Nonetheless, 30 Goucher women attended a February 1917 march, the largest delegation of any college. They met with a stern rebuke from Guth on their return to Baltimore, but after the war, Speigelman found, he resumed his support for the cause, eventually granting students a day off from classes on November 2, 1920, to exercise their hard- won right to vote.

Sheller hopes this project will lead to more research into Goucher’s history. This sort of research, she says, not only “allows [students] to hone the skills they gained in their undergraduate history courses and to apply them to a meaningful historical project where they can gain experience writing for publication. It also allows them to experience the joy of discovery, and to gain a deeper understanding of Goucher’s past.”

The project, which was supported by the Class of 1960 Rhoda M. Dorsey Archives Endowment and the Brooke and Carol Peirce Center for Undergraduate Research, reclaims what had previously been a lost part of the college’s story. Suffrage protestors’ perceived militancy led in part to their exclusion from the official histories of the college.

“With the current college emphasis on innovation, new technology, and the future,” says Sheller, “it is more important than ever that Goucher students, faculty, and staff have a clear understanding of its past. Ever since the college became coeducational in 1986, it has tended to downplay its single-sex past. It is now time to revisit Goucher’s history as an outstanding women’s college.”
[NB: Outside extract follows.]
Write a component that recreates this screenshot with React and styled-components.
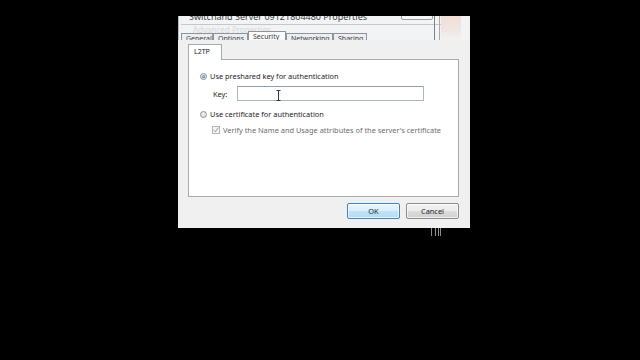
import React from "react";
import styled, { createGlobalStyle } from "styled-components";

const Global = createGlobalStyle`
  html, body { margin: 0; padding: 0; background: #000; }
  body { font-family: "Noto Sans", "Open Sans", sans-serif; }
  * { box-sizing: border-box; }
`;

const Stage = styled.div`
  width: 640px;
  height: 360px;
  background: #000;
  padding: 16px 0 0 178px;
  overflow: hidden;
`;

const Window = styled.div`
  width: 292px;
  display: flex;
  flex-direction: column;
`;

const BackStrip = styled.div`
  position: relative;
  height: 24px;
  background: #f2f3f4;
  border-left: 1px solid #b9bcc0;
  overflow: hidden;
  display: flex;
  flex-direction: column;
`;

const TitleText = styled.div`
  margin-top: -4px;
  padding-left: 10px;
  height: 10px;
  font-size: 9px;
  line-height: 10px;
  color: #3a3d40;
  white-space: nowrap;
`;

const CaptionBox = styled.div`
  position: absolute;
  left: 222px;
  top: -2px;
  width: 32px;
  height: 6px;
  border: 1px solid #9aa0a6;
  border-radius: 0 0 2px 2px;
  background: #f7f7f7;
`;

const CloseGlow = styled.div`
  position: absolute;
  left: 262px;
  top: 0;
  width: 20px;
  height: 24px;
  background: linear-gradient(#f4ddd6, #efe6e3 60%, #f2f2f2);
`;

const SideLines = styled.div`
  position: absolute;
  left: 255px;
  top: 0;
  width: 6px;
  height: 24px;
  border-left: 1px solid #7d8288;
  border-right: 1px solid #a6abb0;
`;

const Rule = styled.div`
  margin: 2px 20px 0 2px;
  height: 1px;
  background: #c4c7cb;
`;

const Ghost = styled.div`
  position: absolute;
  left: 14px;
  top: 10px;
  font-size: 8px;
  line-height: 8px;
  color: #d6d8db;
  white-space: nowrap;
`;

const TabRow = styled.div`
  display: flex;
  align-items: flex-end;
  margin-top: 6px;
  padding-left: 2px;
  position: relative;
  z-index: 1;
`;

const BackTab = styled.div`
  height: ${(p) => (p.$active ? 9 : 7)}px;
  width: ${(p) => p.$w}px;
  border: 1px solid #8f949a;
  border-bottom: none;
  background: ${(p) => (p.$active ? "#fbfbfb" : "#eceef0")};
  font-size: 7px;
  line-height: 9px;
  padding-left: 4px;
  color: #3b3e42;
  overflow: hidden;
  white-space: nowrap;
`;

const Dialog = styled.div`
  height: 188px;
  background: #f0f0f0;
  padding: 4px 11px 0 10px;
  display: flex;
  flex-direction: column;
`;

const TabStrip = styled.div`
  display: flex;
  height: 15px;
  position: relative;
  z-index: 1;
`;

const Tab = styled.div`
  width: 34px;
  height: 16px;
  background: #fff;
  border: 1px solid #a7abb0;
  border-bottom: none;
  font-size: 7px;
  line-height: 14px;
  padding-left: 5px;
  color: #222;
`;

const Panel = styled.div`
  height: 138px;
  background: #fff;
  border: 1px solid #a7abb0;
  padding: 12px 0 0 11px;
  display: flex;
  flex-direction: column;
  font-size: 7.4px;
  color: #1e1e1e;
`;

const OptionRow = styled.div`
  display: flex;
  align-items: center;
  height: 8px;
  gap: 3px;
  margin-left: ${(p) => p.$indent || 0}px;
  margin-top: ${(p) => p.$mt || 0}px;
  color: ${(p) => (p.$disabled ? "#6d6d6d" : "#1e1e1e")};
  white-space: nowrap;
`;

const Radio = styled.span`
  width: 7px;
  height: 7px;
  border-radius: 50%;
  border: 1px solid #8d9196;
  background: radial-gradient(circle at 50% 40%, #f2f2f2, #d5d8dc);
  display: flex;
  align-items: center;
  justify-content: center;
  &::after {
    content: "";
    display: ${(p) => (p.$checked ? "block" : "none")};
    width: 3px;
    height: 3px;
    border-radius: 50%;
    background: radial-gradient(circle at 40% 35%, #9fd0f2, #1d5ea0);
  }
`;

const CheckBox = styled.span`
  width: 8px;
  height: 8px;
  border: 1px solid #b3b6ba;
  background: #f3f3f3;
  display: flex;
  align-items: center;
  justify-content: center;
`;

const KeyRow = styled.div`
  display: flex;
  align-items: center;
  margin: 6px 0 0 13px;
  gap: 8px;
`;

const KeyLabel = styled.span`
  width: 16px;
  color: #1e1e1e;
`;

const KeyInput = styled.div`
  position: relative;
  width: 187px;
  height: 15px;
  border: 1px solid #a9b7c6;
  border-top-color: #8fa0b2;
  border-radius: 1px;
  background: #fff;
`;

const Cursor = styled.svg`
  position: absolute;
  left: 38px;
  top: 3px;
`;

const ButtonRow = styled.div`
  display: flex;
  justify-content: flex-end;
  gap: 6px;
  margin-top: 6px;
`;

const Button = styled.div`
  width: 53px;
  height: 16px;
  border-radius: 2px;
  border: 1px solid ${(p) => (p.$primary ? "#3a86c4" : "#8b8b8b")};
  background: ${(p) =>
    p.$primary
      ? "linear-gradient(#eaf5fc 0%, #d9eefa 50%, #c0e2f6 51%, #b4dbf3 100%)"
      : "linear-gradient(#f3f3f3 0%, #ebebeb 50%, #dddddd 51%, #cfcfcf 100%)"};
  box-shadow: inset 0 0 0 1px rgba(255,255,255,0.7);
  font-size: 7.4px;
  line-height: 14px;
  text-align: center;
  color: #1e1e1e;
`;

const Remnant = styled.div`
  margin-left: 253px;
  width: 10px;
  height: 8px;
  border-left: 1px solid #8a8a8a;
  border-right: 1px solid #8a8a8a;
  background: linear-gradient(90deg, transparent 3px, #9a9a9a 3px, #9a9a9a 4px, transparent 4px, transparent 6px, #9a9a9a 6px, #9a9a9a 7px, transparent 7px);
`;

export default function App() {
  return (
    <>
      <Global />
      <Stage>
        <Window>
          <BackStrip>
            <TitleText>Switchand Server 09121804480 Properties</TitleText>
            <Rule />
            <Ghost>Advanced Properties</Ghost>
            <TabRow>
              <BackTab $w={32}>General</BackTab>
              <BackTab $w={35}>Options</BackTab>
              <BackTab $w={38} $active>Security</BackTab>
              <BackTab $w={47}>Networking</BackTab>
              <BackTab $w={34}>Sharing</BackTab>
            </TabRow>
            <CaptionBox />
            <SideLines />
            <CloseGlow />
          </BackStrip>
          <Dialog>
            <TabStrip>
              <Tab>L2TP</Tab>
            </TabStrip>
            <Panel>
              <OptionRow>
                <Radio $checked />
                <span>Use preshared key for authentication</span>
              </OptionRow>
              <KeyRow>
                <KeyLabel>Key:</KeyLabel>
                <KeyInput>
                  <Cursor width="5" height="11" viewBox="0 0 5 11">
                    <path d="M0.5 0.5h4M2.5 0.5v10M0.5 10.5h4" stroke="#333" strokeWidth="1" fill="none" />
                  </Cursor>
                </KeyInput>
              </KeyRow>
              <OptionRow $mt={9}>
                <Radio />
                <span>Use certificate for authentication</span>
              </OptionRow>
              <OptionRow $indent={12} $mt={8} $disabled>
                <CheckBox>
                  <svg width="6" height="6" viewBox="0 0 6 6">
                    <path d="M0.8 3.2 L2.3 4.8 L5.3 0.8" stroke="#9a9a9a" strokeWidth="1" fill="none" />
                  </svg>
                </CheckBox>
                <span>Verify the Name and Usage attributes of the server's certificate</span>
              </OptionRow>
            </Panel>
            <ButtonRow>
              <Button $primary>OK</Button>
              <Button>Cancel</Button>
            </ButtonRow>
          </Dialog>
          <Remnant />
        </Window>
      </Stage>
    </>
  );
}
In addition to a paper on her findings, which is in the editing stages, Speigelman and Hartman’s series of biographies of Goucher suffragists are available online at goucherspecialcollections.tumblr. com. They will soon be added to a large database of suffragist biographies at Binghamton University. The library exhibit “A Nursery for Militant Suffragists” will be on display in the library through June 5.